THE LAM (LILLE METROPOLE MUSEUM OF MODERN, CONTEMPORARY AND OUTSIDER ART)
PLACEText: Valérie Douniaux
The LaM (Lille Metropole Museum of Modern, Contemporary and Outsider Art), is not exactly situated in Lille, but in the close-by city of Villeneuve d’Ascq. It was created in 1983, to host the Masurel donation, an exceptional collection of cubist art (with important paintings from Picasso, Braque, Fernand Léger, Laurens… ) and of works from such artists as Andre Derain, Kandinsky, Paul Klee, Masson, Joan Miró or Modigliani.
External view of the new wing of the LaM – Lille Metropole Museum of Modern, contemporary and outsider art, Villeneuve d’Ascq (France) – by architect Manuelle Gautrand. Photo: Max Lerouge / LMCU. © Manuelle Gautrand Architecture.
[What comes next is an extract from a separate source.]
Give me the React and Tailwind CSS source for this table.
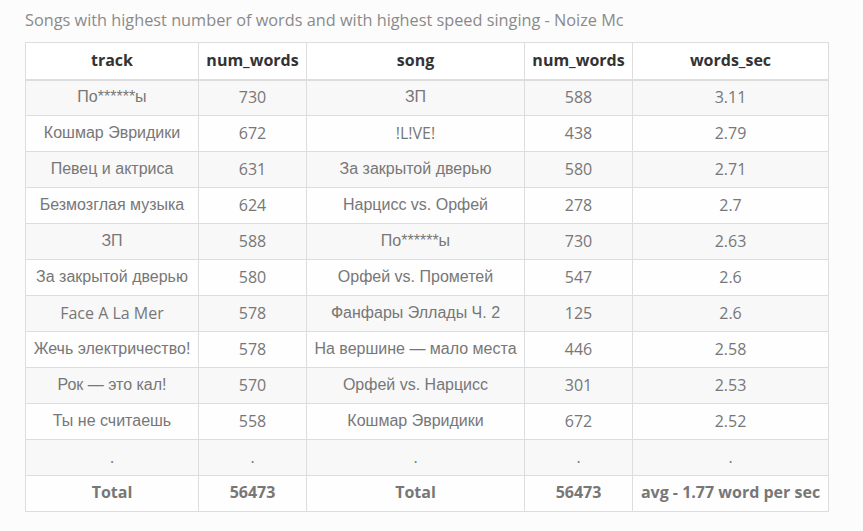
import React from "react";

const rows = [
  ["По******ы", "730", "ЗП", "588", "3.11"],
  ["Кошмар Эвридики", "672", "!L!VE!", "438", "2.79"],
  ["Певец и актриса", "631", "За закрытой дверью", "580", "2.71"],
  ["Безмозглая музыка", "624", "Нарцисс vs. Орфей", "278", "2.7"],
  ["ЗП", "588", "По******ы", "730", "2.63"],
  ["За закрытой дверью", "580", "Орфей vs. Прометей", "547", "2.6"],
  ["Face A La Mer", "578", "Фанфары Эллады Ч. 2", "125", "2.6"],
  ["Жечь электричество!", "578", "На вершине — мало места", "446", "2.58"],
  ["Рок — это кал!", "570", "Орфей vs. Нарцисс", "301", "2.53"],
  ["Ты не считаешь", "558", "Кошмар Эвридики", "672", "2.52"],
  [".", ".", ".", ".", "."],
];

const widths = ["w-[173px]", "w-[108px]", "w-[218px]", "w-[108px]", "w-[196px]"];

const fontFor = (t) =>
  /[\u0400-\u04FF]/.test(t)
    ? "font-['Liberation_Sans',Arial,sans-serif]"
    : "font-['Open_Sans',sans-serif]";

export default function App() {
  return (
    <div className="min-h-[531px] w-[863px] bg-[#fcfcfc] pl-[25px] pt-[8px]">
      <div className="h-[24px] text-[16.3px] leading-[24px] text-[#8a8a8a] font-['Open_Sans',sans-serif]">
        Songs with highest number of words and with highest speed singing - Noize Mc
      </div>
      <table className="mt-[10px] border-collapse text-center">
        <thead>
          <tr className="bg-white">
            {["track", "num_words", "song", "num_words", "words_sec"].map((h, i) => (
              <th
                key={i}
                className={`${widths[i]} h-[37px] border border-[#dddddd] border-b-2 p-0 pb-[2px] text-[16px] font-bold text-[#333333] font-['Open_Sans',sans-serif]`}
              >
                {h}
              </th>
            ))}
          </tr>
        </thead>
        <tbody>
          {rows.map((r, ri) => (
            <tr key={ri} className={ri % 2 === 0 ? "bg-[#f8f8f8]" : "bg-[#fefefe]"}>
              {r.map((c, ci) => (
                <td
                  key={ci}
                  className={`h-[36px] border border-[#dddddd] p-0 pb-[2px] text-[16px] text-[#777777] ${fontFor(c)}`}
                >
                  {c}
                </td>
              ))}
            </tr>
          ))}
          <tr className="bg-[#fefefe]">
            {["Total", "56473", "Total", "56473", "avg - 1.77 word per sec"].map((c, ci) => (
              <td
                key={ci}
                className="h-[36px] border border-[#dddddd] p-0 pb-[3px] text-[16px] font-bold text-[#777777] font-['Open_Sans',sans-serif]"
              >
                {c}
              </td>
            ))}
          </tr>
        </tbody>
      </table>
    </div>
  );
}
Set in a quiet garden of sculptures, the museum is part of a vast public park, with lakes and woods, where people enjoy to stroll or picnic on week-ends and holidays. The museum’s building is a low construction of northern traditional red bricks, mixed with concrete. But it also shows some influence of Mediterranean architecture, most notably in the flat roofs, as its architect, Roland Simounet, was born and spent many years in Algeria.
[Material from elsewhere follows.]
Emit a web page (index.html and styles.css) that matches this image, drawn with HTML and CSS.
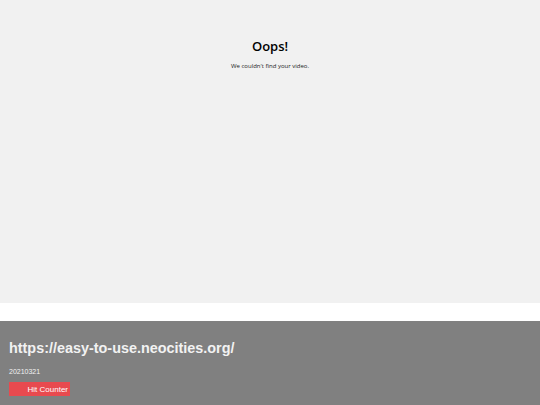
FILE: index.html
```html
<!DOCTYPE html>
<html>
<head>
<meta charset="utf-8">
<link rel="stylesheet" href="styles.css">
</head>
<body>
<div class="player">
  <div class="error">
    <h1 class="title">Oops!</h1>
    <p class="msg">We couldn't find your video.</p>
  </div>
</div>
<div class="gap"></div>
<footer class="footer">
  <h2 class="url">https://easy-to-use.neocities.org/</h2>
  <p class="date">20210321</p>
  <div class="counter"><span class="counter-text">Hit Counter</span></div>
</footer>
</body>
</html>
```
FILE: styles.css
```css
html, body {
  margin: 0;
  padding: 0;
}
body {
  background: #ffffff;
  width: 540px;
  height: 405px;
  overflow: hidden;
}
.player {
  height: 303px;
  background: #f1f1f1;
  display: flex;
  justify-content: center;
}
.error {
  padding-top: 37px;
  text-align: center;
  font-family: "Open Sans", sans-serif;
  color: #000;
}
.title {
  margin: 0;
  font-size: 13px;
  font-weight: 600;
  line-height: 18px;
}
.msg {
  margin: 7px 0 0;
  font-size: 6px;
  line-height: 8px;
  color: #222;
}
.gap {
  height: 18px;
}
.footer {
  background: #808080;
  height: 84px;
  padding: 19px 9px 0;
  box-sizing: border-box;
  font-family: "Liberation Sans", Arial, sans-serif;
  color: #f2f2f2;
}
.url {
  margin: 0;
  font-size: 14.4px;
  font-weight: bold;
  line-height: 17px;
}
.date {
  margin: 10px 0 0;
  font-size: 7px;
  line-height: 9px;
}
.counter {
  margin-top: 6px;
  width: 61px;
  height: 14px;
  background: #e84a4f;
  display: flex;
  align-items: center;
  justify-content: flex-end;
  padding-right: 2px;
  box-sizing: border-box;
}
.counter-text {
  font-size: 8px;
  color: #fff;
}
```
View of the LaM – Lille Metropole Museum of Modern, contemporary and outsider art, Villeneuve d’Ascq (France) – and of its garden of sculptures. On the front : group of three figures (detail) by Eugène Dodeigne, 1986. © Adagp Paris, 2012. Photo: M. Lerouge / LMCU. © Manuelle Gautrand Architecture.
A new building was added in 2010, created by French architect Manuelle Gautrand. Discreetly settled behind the main one, it has rounder shapes, like “fingers” following the natural curves of the grass. Each one of these “fingers” opens on the garden, with large windows dissimulated from the outside by a net made of fiber concrete.
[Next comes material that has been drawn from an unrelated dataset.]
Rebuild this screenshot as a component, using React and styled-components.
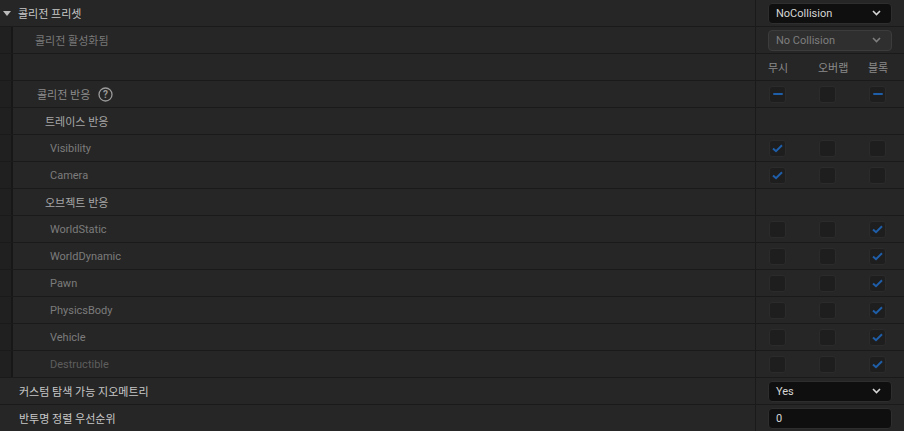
import React from "react";
import styled, { createGlobalStyle } from "styled-components";

const GlobalStyle = createGlobalStyle`
  html, body {
    margin: 0;
    padding: 0;
    background: #262626;
    font-family: "Roboto", "Noto Sans CJK KR", "Noto Sans", sans-serif;
  }
`;

const Panel = styled.div`
  width: 904px;
  height: 431px;
  overflow: hidden;
  background: #262626;
`;

const Row = styled.div`
  display: grid;
  grid-template-columns: 755px 1px 1fr;
  height: 26px;
  border-bottom: 1px solid #1a1a1a;
`;

const NameCell = styled.div`
  display: flex;
  align-items: center;
  min-width: 0;
`;

const Indent = styled.div`
  width: 11px;
  align-self: stretch;
  background: #202020;
  border-right: 2px solid #171717;
  flex-shrink: 0;
`;

const Label = styled.span`
  font-size: 11px;
  color: ${(p) => p.$color || "#c8c8c8"};
  padding-left: ${(p) => p.$pad}px;
  display: flex;
  align-items: center;
  gap: 8px;
  white-space: nowrap;
`;

const Divider = styled.div`
  background: #1a1a1a;
`;

const ValueCell = styled.div`
  display: flex;
  align-items: center;
  padding-left: 12px;
`;

const Arrow = styled.span`
  width: 0;
  height: 0;
  margin-left: 3px;
  border-left: 4.5px solid transparent;
  border-right: 4.5px solid transparent;
  border-top: 5px solid #bcbcbc;
`;

const Combo = styled.div`
  width: 124px;
  height: 21px;
  box-sizing: border-box;
  border-radius: 4px;
  border: 1px solid ${(p) => (p.$disabled ? "#3c3c3c" : "#2e2e2e")};
  background: ${(p) => (p.$disabled ? "#2f2f2f" : "#0f0f0f")};
  color: ${(p) => (p.$disabled ? "#7e7e7e" : "#d6d6d6")};
  font-size: 11px;
  display: flex;
  align-items: center;
  justify-content: space-between;
  padding: 0 10px 0 7px;
`;

const Chevron = ({ color }) => (
  <svg width="9" height="6" viewBox="0 0 9 6">
    <path d="M1 1 L4.5 4.5 L8 1" fill="none" stroke={color} strokeWidth="1.6" />
  </svg>
);

const HeadGrid = styled.div`
  display: grid;
  grid-template-columns: repeat(3, 50px);
  font-size: 11px;
  color: #8a8a8a;
`;

const BoxGrid = styled.div`
  display: grid;
  grid-template-columns: repeat(3, 50px);
  padding-left: 1px;
`;

const Box = styled.div`
  width: 17px;
  height: 17px;
  box-sizing: border-box;
  border-radius: 3px;
  background: #1e1e1e;
  border: 1px solid #2b2b2b;
  display: flex;
  align-items: center;
  justify-content: center;
`;

const Check = () => (
  <svg width="11" height="9" viewBox="0 0 11 9">
    <path d="M1 4.5 L4 7.2 L10 1.2" fill="none" stroke="#1f5ea8" strokeWidth="2" />
  </svg>
);

const Minus = styled.span`
  width: 10px;
  height: 2px;
  background: #1f5ea8;
  border-radius: 1px;
`;

const HelpIcon = () => (
  <svg width="15" height="15" viewBox="0 0 15 15">
    <circle cx="7.5" cy="7.5" r="6.5" fill="none" stroke="#9a9a9a" strokeWidth="1.3" />
    <text x="7.5" y="11" textAnchor="middle" fontSize="10" fontWeight="bold" fill="#9a9a9a" fontFamily="Roboto, sans-serif">?</text>
  </svg>
);

const Input = styled.div`
  width: 124px;
  height: 21px;
  box-sizing: border-box;
  border-radius: 4px;
  border: 1px solid #2e2e2e;
  background: #0f0f0f;
  color: #d6d6d6;
  font-size: 11px;
  display: flex;
  align-items: center;
  padding-left: 7px;
`;

const Mark = ({ v }) => (
  <Box>{v === "c" ? <Check /> : v === "m" ? <Minus /> : null}</Box>
);

const Checks = ({ values }) => (
  <BoxGrid>
    {values.map((v, i) => (
      <Mark key={i} v={v} />
    ))}
  </BoxGrid>
);

const channels = [
  { name: "Visibility", v: ["c", "", ""] },
  { name: "Camera", v: ["c", "", ""] },
];

const objects = [
  "WorldStatic",
  "WorldDynamic",
  "Pawn",
  "PhysicsBody",
  "Vehicle",
  "Destructible",
];

const Nested = ({ children, value }) => (
  <Row>
    <NameCell>
      <Indent />
      {children}
    </NameCell>
    <Divider />
    <ValueCell>{value}</ValueCell>
  </Row>
);

export default function App() {
  return (
    <Panel>
      <GlobalStyle />
      <Row>
        <NameCell>
          <Arrow />
          <Label $pad={7}>콜리전 프리셋</Label>
        </NameCell>
        <Divider />
        <ValueCell>
          <Combo>
            NoCollision <Chevron color="#d6d6d6" />
          </Combo>
        </ValueCell>
      </Row>
      <Nested
        value={
          <Combo $disabled>
            No Collision <Chevron color="#7e7e7e" />
          </Combo>
        }
      >
        <Label $pad={22} $color="#7a7a7a">콜리전 활성화됨</Label>
      </Nested>
      <Nested
        value={
          <HeadGrid>
            <span>무시</span>
            <span>오버랩</span>
            <span>블록</span>
          </HeadGrid>
        }
      />
      <Nested value={<Checks values={["m", "", "m"]} />}>
        <Label $pad={24} $color="#8c8c8c">
          콜리전 반응 <HelpIcon />
        </Label>
      </Nested>
      <Nested>
        <Label $pad={32} $color="#a8a8a8">트레이스 반응</Label>
      </Nested>
      {channels.map((c) => (
        <Nested key={c.name} value={<Checks values={c.v} />}>
          <Label $pad={37} $color="#7c7c7c">{c.name}</Label>
        </Nested>
      ))}
      <Nested>
        <Label $pad={32} $color="#a8a8a8">오브젝트 반응</Label>
      </Nested>
      {objects.map((o) => (
        <Nested key={o} value={<Checks values={["", "", "c"]} />}>
          <Label $pad={37} $color={o === "Destructible" ? "#5e5e5e" : "#7c7c7c"}>{o}</Label>
        </Nested>
      ))}
      <Row>
        <NameCell>
          <Label $pad={19}>커스텀 탐색 가능 지오메트리</Label>
        </NameCell>
        <Divider />
        <ValueCell>
          <Combo>
            Yes <Chevron color="#d6d6d6" />
          </Combo>
        </ValueCell>
      </Row>
      <Row>
        <NameCell>
          <Label $pad={19}>반투명 정렬 우선순위</Label>
        </NameCell>
        <Divider />
        <ValueCell>
          <Input>0</Input>
        </ValueCell>
      </Row>
    </Panel>
  );
}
Of one the modern art rooms. .LaM – Lille Métropole Musée d’art moderne, d’art contemporain et d’art brut Villeneuve d’Ascq (France) – Works by Fernand Léger, Georges Braque. Photo: M. Lerouge / LMCU.
The new wing is dedicated to the Aracine collection, which was given to the museum in 1999. It is a spectacular ensemble of more than 3500 pieces of “Art Brut” (Outsider Art) from Europe, America and Africa. The collection covers the whole history of this particular kind of artistic expression, from the nineteenth century (with Fleury-Joseph Crépin, Henry Darger, Auguste Forestier, Augustin Lesage, Guillaume Pujolle, Adolf Wölfli…) to present days.